BEGIN

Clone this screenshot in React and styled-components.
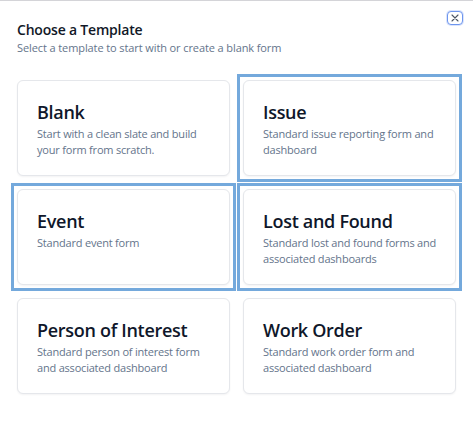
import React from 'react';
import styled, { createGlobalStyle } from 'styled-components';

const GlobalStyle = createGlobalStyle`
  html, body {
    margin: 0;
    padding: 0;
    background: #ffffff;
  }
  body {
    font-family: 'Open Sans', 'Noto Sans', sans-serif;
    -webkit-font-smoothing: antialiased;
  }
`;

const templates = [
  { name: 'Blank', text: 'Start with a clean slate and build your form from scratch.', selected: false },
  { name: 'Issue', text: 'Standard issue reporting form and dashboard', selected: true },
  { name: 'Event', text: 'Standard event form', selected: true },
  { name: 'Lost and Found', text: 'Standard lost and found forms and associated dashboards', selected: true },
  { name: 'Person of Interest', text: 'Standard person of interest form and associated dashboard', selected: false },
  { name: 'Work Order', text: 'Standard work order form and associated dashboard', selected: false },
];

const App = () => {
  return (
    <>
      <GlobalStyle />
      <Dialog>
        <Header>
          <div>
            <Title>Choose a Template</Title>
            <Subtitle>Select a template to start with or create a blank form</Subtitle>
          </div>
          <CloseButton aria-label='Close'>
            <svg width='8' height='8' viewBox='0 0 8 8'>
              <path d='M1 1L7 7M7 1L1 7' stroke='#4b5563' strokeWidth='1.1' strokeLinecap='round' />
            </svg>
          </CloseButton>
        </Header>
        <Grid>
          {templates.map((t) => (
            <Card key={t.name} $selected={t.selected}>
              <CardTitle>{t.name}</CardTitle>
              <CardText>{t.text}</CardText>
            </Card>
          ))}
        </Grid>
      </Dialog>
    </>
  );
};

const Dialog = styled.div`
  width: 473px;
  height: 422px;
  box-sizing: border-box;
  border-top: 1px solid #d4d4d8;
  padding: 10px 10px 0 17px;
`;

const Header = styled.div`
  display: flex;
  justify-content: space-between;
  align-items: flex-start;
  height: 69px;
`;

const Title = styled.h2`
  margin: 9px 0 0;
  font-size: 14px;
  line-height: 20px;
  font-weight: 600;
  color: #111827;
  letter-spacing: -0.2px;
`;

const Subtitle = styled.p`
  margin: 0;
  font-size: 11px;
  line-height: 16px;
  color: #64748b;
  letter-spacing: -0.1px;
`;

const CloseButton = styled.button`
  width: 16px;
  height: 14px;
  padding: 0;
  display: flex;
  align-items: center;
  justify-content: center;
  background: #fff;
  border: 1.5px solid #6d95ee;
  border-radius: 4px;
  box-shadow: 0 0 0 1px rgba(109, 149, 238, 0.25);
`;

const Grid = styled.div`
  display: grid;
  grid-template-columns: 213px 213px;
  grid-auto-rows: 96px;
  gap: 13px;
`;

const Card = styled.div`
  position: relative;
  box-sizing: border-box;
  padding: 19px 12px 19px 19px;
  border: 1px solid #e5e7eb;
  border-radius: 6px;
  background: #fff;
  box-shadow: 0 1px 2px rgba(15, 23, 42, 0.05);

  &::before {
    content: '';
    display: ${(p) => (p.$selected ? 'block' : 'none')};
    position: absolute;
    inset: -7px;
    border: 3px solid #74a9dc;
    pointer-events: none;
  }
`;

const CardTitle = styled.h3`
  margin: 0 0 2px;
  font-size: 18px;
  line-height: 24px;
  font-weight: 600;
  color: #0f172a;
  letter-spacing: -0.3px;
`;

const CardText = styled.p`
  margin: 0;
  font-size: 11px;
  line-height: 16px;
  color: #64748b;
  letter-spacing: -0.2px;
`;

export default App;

END

Reproduce the full listing above verbatim, with no pictures included.

- Result for this exercise
Clone this screenshot in React and styled-components.
import React from 'react';
import styled, { createGlobalStyle } from 'styled-components';

const GlobalStyle = createGlobalStyle`
  html, body {
    margin: 0;
    padding: 0;
    background: #ffffff;
  }
  body {
    font-family: 'Open Sans', 'Noto Sans', sans-serif;
    -webkit-font-smoothing: antialiased;
  }
`;

const templates = [
  { name: 'Blank', text: 'Start with a clean slate and build your form from scratch.', selected: false },
  { name: 'Issue', text: 'Standard issue reporting form and dashboard', selected: true },
  { name: 'Event', text: 'Standard event form', selected: true },
  { name: 'Lost and Found', text: 'Standard lost and found forms and associated dashboards', selected: true },
  { name: 'Person of Interest', text: 'Standard person of interest form and associated dashboard', selected: false },
  { name: 'Work Order', text: 'Standard work order form and associated dashboard', selected: false },
];

const App = () => {
  return (
    <>
      <GlobalStyle />
      <Dialog>
        <Header>
          <div>
            <Title>Choose a Template</Title>
            <Subtitle>Select a template to start with or create a blank form</Subtitle>
          </div>
          <CloseButton aria-label='Close'>
            <svg width='8' height='8' viewBox='0 0 8 8'>
              <path d='M1 1L7 7M7 1L1 7' stroke='#4b5563' strokeWidth='1.1' strokeLinecap='round' />
            </svg>
          </CloseButton>
        </Header>
        <Grid>
          {templates.map((t) => (
            <Card key={t.name} $selected={t.selected}>
              <CardTitle>{t.name}</CardTitle>
              <CardText>{t.text}</CardText>
            </Card>
          ))}
        </Grid>
      </Dialog>
    </>
  );
};

const Dialog = styled.div`
  width: 473px;
  height: 422px;
  box-sizing: border-box;
  border-top: 1px solid #d4d4d8;
  padding: 10px 10px 0 17px;
`;

const Header = styled.div`
  display: flex;
  justify-content: space-between;
  align-items: flex-start;
  height: 69px;
`;

const Title = styled.h2`
  margin: 9px 0 0;
  font-size: 14px;
  line-height: 20px;
  font-weight: 600;
  color: #111827;
  letter-spacing: -0.2px;
`;

const Subtitle = styled.p`
  margin: 0;
  font-size: 11px;
  line-height: 16px;
  color: #64748b;
  letter-spacing: -0.1px;
`;

const CloseButton = styled.button`
  width: 16px;
  height: 14px;
  padding: 0;
  display: flex;
  align-items: center;
  justify-content: center;
  background: #fff;
  border: 1.5px solid #6d95ee;
  border-radius: 4px;
  box-shadow: 0 0 0 1px rgba(109, 149, 238, 0.25);
`;

const Grid = styled.div`
  display: grid;
  grid-template-columns: 213px 213px;
  grid-auto-rows: 96px;
  gap: 13px;
`;

const Card = styled.div`
  position: relative;
  box-sizing: border-box;
  padding: 19px 12px 19px 19px;
  border: 1px solid #e5e7eb;
  border-radius: 6px;
  background: #fff;
  box-shadow: 0 1px 2px rgba(15, 23, 42, 0.05);

  &::before {
    content: '';
    display: ${(p) => (p.$selected ? 'block' : 'none')};
    position: absolute;
    inset: -7px;
    border: 3px solid #74a9dc;
    pointer-events: none;
  }
`;

const CardTitle = styled.h3`
  margin: 0 0 2px;
  font-size: 18px;
  line-height: 24px;
  font-weight: 600;
  color: #0f172a;
  letter-spacing: -0.3px;
`;

const CardText = styled.p`
  margin: 0;
  font-size: 11px;
  line-height: 16px;
  color: #64748b;
  letter-spacing: -0.2px;
`;

export default App;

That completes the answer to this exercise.